__What is expected__
What number of lines in the material contain the word "components"? Give that number alone.

(begin)

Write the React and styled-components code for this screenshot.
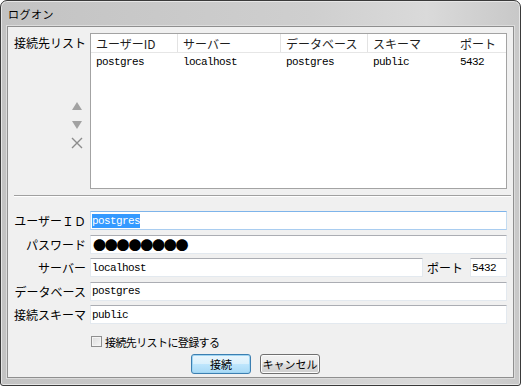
import React from "react";
import styled, { createGlobalStyle } from "styled-components";

const Global = createGlobalStyle`
    body {
        margin : 0;
        background : #ffffff;
        font-family : "Noto Sans CJK JP", sans-serif;
        font-size : 12px;
        color : #000;
    }
`

const Window = styled.div`
    width : 521px;
    height : 386px;
    box-sizing : border-box;
    border : 1px solid #3a3a3a;
    border-radius : 7px 7px 3px 3px;
    background : linear-gradient(90deg, #c3c3c3 0%, #cfcfcf 60%, #dadada 82%, #c8c8c8 100%);
    display : flex;
    flex-direction : column;
    box-shadow : inset 0 0 0 1px #e6e6e6;
`

const TitleBar = styled.div`
    height : 25px;
    flex : none;
    display : flex;
    align-items : center;
    padding-left : 7px;
    font-size : 11px;
    letter-spacing : 0.5px;
`

const Frame = styled.div`
    flex : 1;
    padding : 0 6px 7px 6px;
    display : flex;
`

const Client = styled.div`
    flex : 1;
    border : 1px solid #8f8f8f;
    outline : 1px solid #dcdcdc;
    background : #f0f0f0;
    display : flex;
    flex-direction : column;
    padding-top : 6px;
`

const ListSection = styled.div`
    display : flex;
    height : 156px;
    padding : 0 6px;
`

const SideColumn = styled.div`
    width : 76px;
    flex : none;
    display : flex;
    flex-direction : column;
    align-items : flex-start;
`

const SideLabel = styled.div`
    padding-top : 2px;
    line-height : 16px;
`

const SideButtons = styled.div`
    align-self : flex-end;
    margin : 46px 3px 0 0;
    display : flex;
    flex-direction : column;
    align-items : center;
    width : 20px;
`

const SideButton = styled.div`
    height : 18.5px;
    display : flex;
    align-items : center;
    justify-content : center;
`

const Table = styled.div`
    flex : 1;
    border : 1px solid #a3a3a3;
    background : #fff;
`

const Row = styled.div`
    display : flex;
    height : 18px;
    border-bottom : ${props => props.header ? "1px solid #e6e6e6" : "none"};
`

const Cell = styled.div`
    width : ${props => props.w ? props.w + "px" : "auto"};
    flex : ${props => props.w ? "none" : "1"};
    padding-left : 5px;
    box-sizing : border-box;
    display : flex;
    align-items : center;
    border-right : ${props => props.header && props.divider ? "1px solid #e3e3e3" : "none"};
    color : ${props => props.header ? "#1e1e1e" : "#000"};
`

const Mono = styled.span`
    font-family : "Liberation Mono", "DejaVu Sans Mono", monospace;
    font-size : 11px;
    letter-spacing : -0.6px;
`

const Separator = styled.div`
    margin : 6px 2px 0 6px;
    border-top : 1px solid #a0a0a0;
    border-bottom : 1px solid #ffffff;
`

const Form = styled.div`
    margin-top : 14px;
    padding : 0 6px;
    display : flex;
    flex-direction : column;
    gap : 4.5px;
`

const FormRow = styled.div`
    display : flex;
    align-items : center;
    height : 19px;
`

const Label = styled.div`
    width : 72px;
    margin-right : 4px;
    text-align : right;
    flex : none;
    white-space : nowrap;
`

const Input = styled.div`
    flex : ${props => props.w ? "none" : "1"};
    width : ${props => props.w ? props.w + "px" : "auto"};
    height : 19px;
    box-sizing : border-box;
    background : #fff;
    border : 1px solid ${props => props.focus ? "#c5dcf0" : "#e3e9ef"};
    border-top-color : ${props => props.focus ? "#7eb4ea" : "#abadb3"};
    border-bottom-color : ${props => props.focus ? "#a9cdf0" : "#e3e9ef"};
    padding-left : 1px;
    display : flex;
    align-items : center;
    overflow : hidden;
    white-space : nowrap;
`

const Selected = styled.span`
    background : #3399ff;
    color : #fff;
    padding : 1px 0;
`

const Dots = styled.span`
    font-size : 13px;
    letter-spacing : -1.2px;
    margin-left : 1px;
`

const PortLabel = styled.div`
    margin : 0 7px 0 4px;
    white-space : nowrap;
`

const CheckRow = styled.label`
    margin : 11px 0 0 83px;
    display : flex;
    align-items : center;
    gap : 3px;
    font-size : 11px;
    letter-spacing : -0.6px;
    height : 13px;
`

const CheckBox = styled.span`
    width : 11px;
    height : 11px;
    box-sizing : border-box;
    border : 1px solid #8f8f8f;
    background : linear-gradient(135deg, #dcdcdc, #f6f6f6);
    box-shadow : inset 0 0 0 1px #f4f4f4;
`

const ButtonRow = styled.div`
    margin : 6px 0 0 183px;
    display : flex;
    gap : 9px;
`

const Button = styled.button`
    width : ${props => props.w}px;
    height : 20px;
    box-sizing : border-box;
    font-family : "Noto Sans CJK JP", sans-serif;
    font-size : 11px;
    color : #000;
    padding : 0;
    border-radius : 3px;
    border : 1px solid ${props => props.primary ? "#3c7fb1" : "#707070"};
    background : ${props => props.primary
        ? "linear-gradient(#eaf6fd 0%, #d9f0fc 50%, #bee6fd 51%, #a7d9f5 100%)"
        : "linear-gradient(#f2f2f2 0%, #ebebeb 50%, #dddddd 51%, #cfcfcf 100%)"};
    box-shadow : inset 0 0 0 1px ${props => props.primary ? "#9fd5f3" : "#fcfcfc"};
`

const columns = [
    { title : "ユーザーID", w : 87, value : "postgres" },
    { title : "サーバー", w : 103, value : "localhost" },
    { title : "データベース", w : 87, value : "postgres" },
    { title : "スキーマ", w : 87, value : "public" },
    { title : "ポート", value : "5432" },
]

const Up = () => (
    <svg width="10" height="8" viewBox="0 0 10 8"><polygon points="5,0 10,8 0,8" fill="#a2a2a2" /></svg>
)
const Down = () => (
    <svg width="10" height="8" viewBox="0 0 10 8"><polygon points="0,0 10,0 5,8" fill="#a2a2a2" /></svg>
)
const Cross = () => (
    <svg width="12" height="12" viewBox="0 0 12 12">
        <path d="M1 1 L11 11 M11 1 L1 11" stroke="#8c8c8c" strokeWidth="1.4" fill="none" />
    </svg>
)

const App = () => {
    return (
        <>
            <Global />
            <Window>
                <TitleBar>ログオン</TitleBar>
                <Frame>
                    <Client>
                        <ListSection>
                            <SideColumn>
                                <SideLabel>接続先リスト</SideLabel>
                                <SideButtons>
                                    <SideButton><Up /></SideButton>
                                    <SideButton><Down /></SideButton>
                                    <SideButton><Cross /></SideButton>
                                </SideButtons>
                            </SideColumn>
                            <Table>
                                <Row header>
                                    {columns.map((c, i) => (
                                        <Cell key={c.title} w={c.w} header divider={i < 3}>{c.title}</Cell>
                                    ))}
                                </Row>
                                <Row>
                                    {columns.map(c => (
                                        <Cell key={c.title} w={c.w}><Mono>{c.value}</Mono></Cell>
                                    ))}
                                </Row>
                            </Table>
                        </ListSection>
                        <Separator />
                        <Form>
                            <FormRow>
                                <Label>ユーザーＩＤ</Label>
                                <Input focus><Mono><Selected>postgres</Selected></Mono></Input>
                            </FormRow>
                            <FormRow>
                                <Label>パスワード</Label>
                                <Input><Dots>●●●●●●●●</Dots></Input>
                            </FormRow>
                            <FormRow>
                                <Label>サーバー</Label>
                                <Input><Mono>localhost</Mono></Input>
                                <PortLabel>ポート</PortLabel>
                                <Input w={37}><Mono>5432</Mono></Input>
                            </FormRow>
                            <FormRow>
                                <Label>データベース</Label>
                                <Input><Mono>postgres</Mono></Input>
                            </FormRow>
                            <FormRow>
                                <Label>接続スキーマ</Label>
                                <Input><Mono>public</Mono></Input>
                            </FormRow>
                        </Form>
                        <CheckRow>
                            <CheckBox />
                            接続先リストに登録する
                        </CheckRow>
                        <ButtonRow>
                            <Button primary w={60}>接続</Button>
                            <Button w={60}>キャンセル</Button>
                        </ButtonRow>
                    </Client>
                </Frame>
            </Window>
        </>
    )
}
export default App;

(end)

__Answer to the task__
2